In a surprising development that has sent shockwaves through the artificial intelligence community, OpenAI's ChatGPT has been ranked a disappointing eighth position in a comprehensive study evaluating leading AI models. The research, conducted by British company Prolific, places the pioneering chatbot behind several competitors including multiple Gemini models, Grok versions, and even offerings from relatively newer players like DeepSeek and Mistral.
The Humaine Benchmark: A New Way to Measure AI
The study, published in September, utilized a unique evaluation system called "Humaine" that the company claims is specifically "built to understand AI performance through the lens of natural human interaction." This approach marks a significant departure from traditional evaluation methods that have dominated AI assessment until now.

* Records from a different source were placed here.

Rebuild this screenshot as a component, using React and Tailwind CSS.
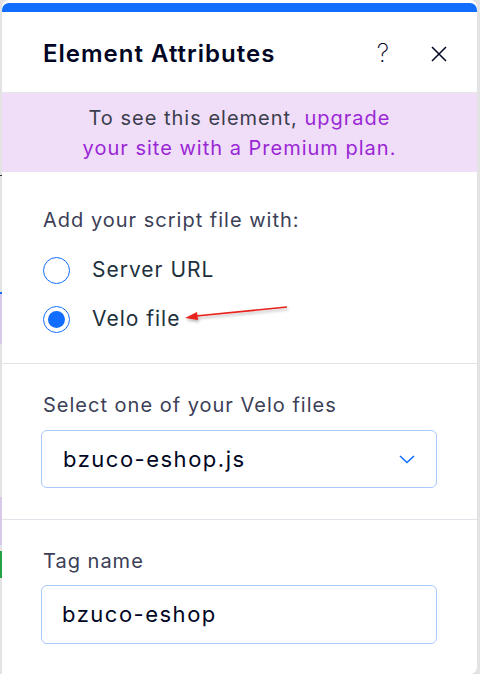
import React from "react";

function Radio({ checked, label }) {
  return (
    <label className="flex items-center gap-[22px] h-[34px]">
      <span className="w-[27px] h-[27px] rounded-full border border-[#116dff] flex items-center justify-center bg-white">
        {checked && <span className="w-[17px] h-[17px] rounded-full bg-[#116dff]" />}
      </span>
      <span className="text-[21px] tracking-[1px] text-[#20303c]">{label}</span>
    </label>
  );
}

export default function App() {
  return (
    <div
      className="w-[480px] h-[674px] bg-[#e3e3e3] flex overflow-hidden"
      style={{ fontFamily: "Inter, 'Noto Sans', sans-serif" }}
    >
      {/* left strip from the canvas behind */}
      <div className="w-[2px] flex flex-col">
        <div className="h-[175px]" />
        <div className="h-[1px] bg-[#333]" />
        <div className="h-[116px]" />
        <div className="h-[2px] bg-[#116dff]" />
        <div className="h-[50px] bg-[#d9c9e8]" />
        <div className="h-[153px]" />
        <div className="h-[48px] bg-[#d9c9e8]" />
        <div className="h-[6px]" />
        <div className="h-[27px] bg-[#25a244]" />
      </div>

      <div className="w-[475px] h-[674px] bg-white rounded-t-[7px] rounded-br-[7px] overflow-hidden flex flex-col">
        <div className="h-[9px] mt-[3px] bg-[#116dff] rounded-t-[7px] shrink-0" />
        <div className="h-[81px] flex items-center pl-[41px] pr-[30px] pt-[3px] border-b border-[#e6e6e6] shrink-0">
          <h2 className="flex-1 text-[24px] font-semibold tracking-[1px] text-[#000624]">Element Attributes</h2>
          <span className="text-[25px] font-extralight text-[#000624] mr-[42px]">?</span>
          <svg width="16" height="16" viewBox="0 0 16 16" className="text-[#000624]">
            <path d="M1 1 L15 15 M15 1 L1 15" stroke="currentColor" strokeWidth="1.5" fill="none" />
          </svg>
        </div>

        <div className="h-[79px] bg-[#f0def9] flex items-center justify-center text-center shrink-0">
          <p className="text-[20px] leading-[30px] tracking-[1px] text-[#3b3d4d] pt-[1px]">
            To see this element, <span className="text-[#9a27d5]">upgrade</span>
            <br />
            <span className="text-[#9a27d5]">your site with a Premium plan.</span>
          </p>
        </div>

        <div className="px-[41px] pt-[34px] pb-[27px] border-b border-[#dfe5eb] shrink-0">
          <p className="text-[20px] leading-[28px] tracking-[1px] text-[#3b4057] mb-[19px]">Add your script file with:</p>
          <div className="flex flex-col gap-[15px]">
            <Radio label="Server URL" />
            <Radio checked label="Velo file" />
          </div>
        </div>

        <div className="px-[39px] pt-[27px] pb-[31px] border-b border-[#dfe5eb] shrink-0">
          <p className="text-[20px] leading-[28px] tracking-[1px] text-[#3b4057] mb-[11px] pl-[2px]">Select one of your Velo files</p>
          <div className="h-[58px] w-[396px] rounded-[6px] border border-[#a8caff] flex items-center pl-[21px] pr-[20px]">
            <span className="flex-1 text-[22px] tracking-[1.5px] text-[#000624]">bzuco-eshop.js</span>
            <svg width="18" height="10" viewBox="0 0 18 10">
              <path d="M2 2 L9 8.5 L16 2" stroke="#116dff" strokeWidth="1.6" fill="none" />
            </svg>
          </div>
        </div>

        <div className="px-[39px] pt-[27px]">
          <p className="text-[20px] leading-[28px] tracking-[1px] text-[#3b4057] mb-[10px] pl-[2px]">Tag name</p>
          <div className="h-[59px] w-[396px] rounded-[6px] border border-[#a8caff] flex items-center pl-[20px]">
            <span className="text-[22px] tracking-[1.5px] text-[#000624]">bzuco-eshop</span>
          </div>
        </div>
      </div>

      {/* red annotation arrow */}
      <svg className="absolute left-0 top-0 pointer-events-none" width="480" height="674">
        <defs>
          <filter id="sh" x="-10%" y="-50%" width="120%" height="200%">
            <feDropShadow dx="1" dy="2" stdDeviation="1.5" floodColor="#000" floodOpacity="0.3" />
          </filter>
        </defs>
        <g filter="url(#sh)">
          <line x1="287" y1="307" x2="196" y2="316" stroke="#e8201a" strokeWidth="1.6" />
          <path d="M185 318 L197 312 L198 320 Z" fill="#e8201a" />
        </g>
      </svg>
    </div>
  );
}
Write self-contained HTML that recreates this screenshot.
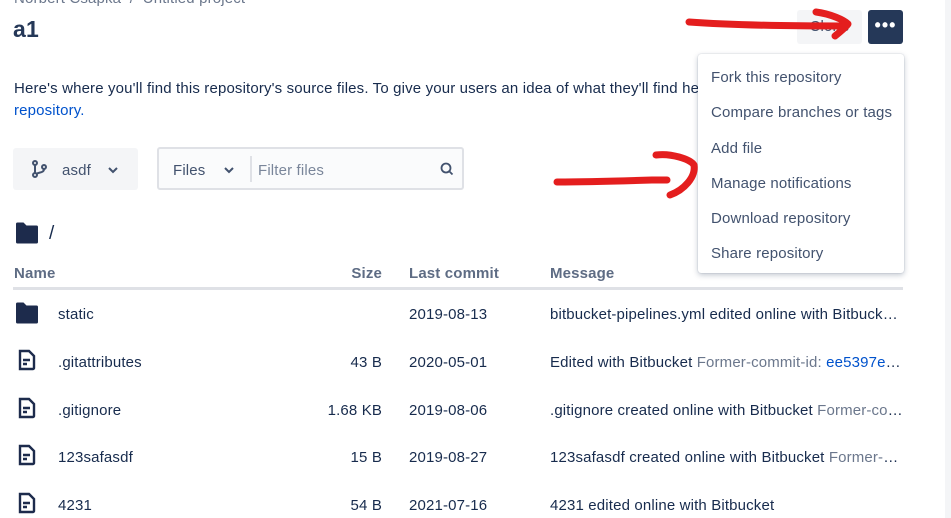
<!DOCTYPE html>
<html><head><meta charset="utf-8"><style>
*{margin:0;padding:0;box-sizing:border-box}
body{width:951px;height:518px;overflow:hidden;background:#fff;font-family:"Liberation Sans",sans-serif;font-size:15px;letter-spacing:0.15px;color:#172b4d;position:relative}
.a{position:absolute;white-space:nowrap}
.g{color:#6b778c}
.hd{font-weight:bold;color:#5e6c84}
.m{width:354px;overflow:hidden;text-overflow:ellipsis}
.s{left:282px;width:100px;text-align:right}
.mi{position:absolute;left:13px;color:#42526e}
</style></head><body>
<div style="position:absolute;right:0;top:0;width:6px;height:518px;background:#f4f5f7"></div>
<div class="a g" style="left:14px;top:-10px">Norbert Csapka &nbsp;/&nbsp; Untitled project</div>
<div class="a" style="left:13px;top:16px;font-size:23px;font-weight:bold;color:#253858">a1</div>
<div class="a" style="left:797px;top:10px;width:65px;height:34px;background:#f4f5f7;border-radius:3px;color:#42526e;text-align:center;line-height:34px">Clone</div>
<div class="a" style="left:868px;top:10px;width:35px;height:34px;background:#253858;border-radius:3px;color:#fff;text-align:center;line-height:30px;font-size:18px;font-weight:bold;letter-spacing:1px">•••</div>
<div class="a" style="left:14px;top:80px">Here's where you'll find this repository's source files. To give your users an idea of what they'll find he</div>
<div class="a" style="left:14px;top:102px;color:#0052cc">repository.</div>
<div class="a" style="left:13px;top:148px;width:125px;height:42px;background:#f4f5f7;border-radius:3px"></div>
<svg class="a" style="left:30px;top:159px" width="20" height="20" viewBox="0 0 20 20" fill="none" stroke="#42526e" stroke-width="2"><circle cx="5" cy="4" r="2"/><circle cx="5" cy="16" r="2"/><circle cx="14" cy="8" r="2"/><path d="M5 6v8M14 10c0 4-5 3-8 5"/></svg>
<div class="a" style="left:62px;top:162px;font-weight:500;color:#42526e">asdf</div>
<svg class="a" style="left:107px;top:165px" width="12" height="10"><path d="M2 3l4 4 4-4" stroke="#42526e" stroke-width="2" fill="none"/></svg>
<div class="a" style="left:157px;top:147px;width:307px;height:43px;background:#fafbfc;border:2px solid #dfe1e6;border-radius:3px"></div>
<div class="a" style="left:173px;top:162px;font-weight:500;color:#42526e">Files</div>
<svg class="a" style="left:223px;top:165px" width="12" height="10"><path d="M2 3l4 4 4-4" stroke="#42526e" stroke-width="2" fill="none"/></svg>
<div class="a" style="left:250px;top:156px;width:2px;height:26px;background:#dfe1e6"></div>
<div class="a" style="left:258px;top:162px;color:#7a869a">Filter files</div>
<svg class="a" style="left:440px;top:162px" width="14" height="14" fill="none" stroke="#42526e" stroke-width="1.8"><circle cx="6" cy="6" r="4.5"/><path d="M9.5 9.5l3 3"/></svg>
<svg class="a" style="left:15px;top:222px" width="24" height="22"><path d="M1 2a1.5 1.5 0 0 1 1.5-1.5h6l3 3h10a1.5 1.5 0 0 1 1.5 1.5v15a1.5 1.5 0 0 1-1.5 1.5h-19A1.5 1.5 0 0 1 1 20z" fill="#1d2b4c"/></svg>
<div class="a" style="left:49px;top:223px;font-size:19px">/</div>
<div class="a hd" style="left:14px;top:265px">Name</div>
<div class="a hd s" style="top:265px">Size</div>
<div class="a hd" style="left:409px;top:265px">Last commit</div>
<div class="a hd" style="left:550px;top:265px">Message</div>
<div class="a" style="left:13px;top:287px;width:890px;height:3px;background:#dfe1e6"></div>
<svg class="a" style="left:15px;top:302px" width="24" height="22"><path d="M1 2a1.5 1.5 0 0 1 1.5-1.5h6l3 3h10a1.5 1.5 0 0 1 1.5 1.5v15a1.5 1.5 0 0 1-1.5 1.5h-19A1.5 1.5 0 0 1 1 20z" fill="#1d2b4c"/></svg>
<div class="a" style="left:58px;top:306px">static</div>
<div class="a" style="left:409px;top:306px">2019-08-13</div>
<div class="a m" style="left:550px;top:306px">bitbucket-pipelines.yml edited online with Bitbucket Former</div>

<svg class="a" style="left:18px;top:349px" width="18" height="22" fill="none" stroke="#1d2b4c" stroke-width="2.4"><path d="M2 2h9l5 5v12a1 1 0 0 1-1 1H2z"/><path d="M5 11h7M5 15h4"/></svg>
<div class="a" style="left:58px;top:354px">.gitattributes</div>
<div class="a s" style="top:354px">43 B</div>
<div class="a" style="left:409px;top:354px">2020-05-01</div>
<div class="a m" style="left:550px;top:354px">Edited with Bitbucket <span class="g">Former-commit-id:</span> <span style="color:#0052cc">ee5397e8b7c6</span></div>

<svg class="a" style="left:18px;top:397px" width="18" height="22" fill="none" stroke="#1d2b4c" stroke-width="2.4"><path d="M2 2h9l5 5v12a1 1 0 0 1-1 1H2z"/><path d="M5 11h7M5 15h4"/></svg>
<div class="a" style="left:58px;top:402px">.gitignore</div>
<div class="a s" style="top:402px">1.68 KB</div>
<div class="a" style="left:409px;top:402px">2019-08-06</div>
<div class="a m" style="left:550px;top:402px">.gitignore created online with Bitbucket <span class="g">Former-commit</span></div>

<svg class="a" style="left:18px;top:444px" width="18" height="22" fill="none" stroke="#1d2b4c" stroke-width="2.4"><path d="M2 2h9l5 5v12a1 1 0 0 1-1 1H2z"/><path d="M5 11h7M5 15h4"/></svg>
<div class="a" style="left:58px;top:449px">123safasdf</div>
<div class="a s" style="top:449px">15 B</div>
<div class="a" style="left:409px;top:449px">2019-08-27</div>
<div class="a m" style="left:550px;top:449px">123safasdf created online with Bitbucket <span class="g">Former-commit</span></div>

<svg class="a" style="left:18px;top:492px" width="18" height="22" fill="none" stroke="#1d2b4c" stroke-width="2.4"><path d="M2 2h9l5 5v12a1 1 0 0 1-1 1H2z"/><path d="M5 11h7M5 15h4"/></svg>
<div class="a" style="left:58px;top:497px">4231</div>
<div class="a s" style="top:497px">54 B</div>
<div class="a" style="left:409px;top:497px">2021-07-16</div>
<div class="a" style="left:550px;top:497px">4231 edited online with Bitbucket</div>

<div class="a" style="left:698px;top:54px;width:206px;height:219px;background:#fff;border-radius:3px;box-shadow:0 2px 6px rgba(9,30,66,.25),0 0 1px rgba(9,30,66,.3)">
<div class="mi" style="top:15px">Fork this repository</div>
<div class="mi" style="top:50px">Compare branches or tags</div>
<div class="mi" style="top:86px">Add file</div>
<div class="mi" style="top:121px">Manage notifications</div>
<div class="mi" style="top:156px">Download repository</div>
<div class="mi" style="top:191px">Share repository</div>
</div>
<svg class="a" style="left:0;top:0" width="951" height="518" fill="none" stroke="#e41e1e" stroke-width="7" stroke-linecap="round" stroke-linejoin="round">
<path d="M689 22c40 3 100 4 155 4"/><path d="M816 12c15 2 28 8 32 12c-3 4-8 8-13 12"/>
<path d="M557 182c35 0 65 -1 95 -2h15"/><path d="M656 155c15 -2 34 4 38 10c2 12 -10 25 -24 30"/>
</svg>
</body></html>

Prolific criticized current AI evaluation standards in their blogpost, stating: "Current evaluation is heavily skewed towards metrics that are meaningful to researchers but opaque to everyday users, such as accuracy on specialised datasets, performance on esoteric reasoning tasks, etc." The company emphasized that this has created a fundamental disconnect between what gets optimized during development and what ordinary users actually value in their daily interactions with AI systems.
The Top Performers and ChatGPT's Position
According to the Humaine study results, the top 10 AI models ranked as follows:
Gemini 2.5 Pro from Google claimed the top position, followed by DeepSeek v3 in second place. French company Mistral's Magistral Medium secured third position, while xAI's Grok 4 and Grok 3 took fourth and fifth places respectively.
Google's Gemini 2.5 Flash ranked sixth, with DeepSeek R1 in seventh position. ChatGPT-4.1 from OpenAI finally appeared at eighth place, followed by Google's Gemma in ninth and Gemini 2.0 Flash rounding out the top ten.
Methodology and Market Implications
The researchers addressed potential concerns about their methodology, noting that even human preference leaderboards can be flawed if not designed with scientific rigor. They pointed out that platforms requiring users to vote for their favorite model often suffer from sample bias and likely overrepresent tech-savvy users rather than the general population.
The new leaderboard aims to address these issues through automated quality monitoring to ensure participants engaged thoughtfully with evaluation tasks. This approach attempts to create a more accurate representation of how these AI models perform in real-world scenarios that matter to everyday users.
It's important to note that the study was conducted before Google released its Gemini 3 Pro model and before xAI rolled out their Grok 4.1 and Grok 4.1 Thinking models. However, the timing doesn't fully explain ChatGPT's surprisingly low ranking, especially given its market dominance since its public debut in late 2022.
While Gemini 2.5 Pro topping another benchmark isn't particularly surprising given its strong performance across various leaderboards since launch, OpenAI's failure to place any model in the top five represents a significant development in the rapidly evolving AI landscape. The fact that ChatGPT ranked behind multiple models from newer entrants like DeepSeek and Grok raises important questions about the direction of AI development and what truly constitutes quality in AI-human interactions.
The researchers didn't provide specific reasoning behind ChatGPT's relatively low placement in the rankings but noted that Google's Gemini-2.5-Pro consistently ranked as the top model for the "Overall Winner" metric throughout their evaluation process.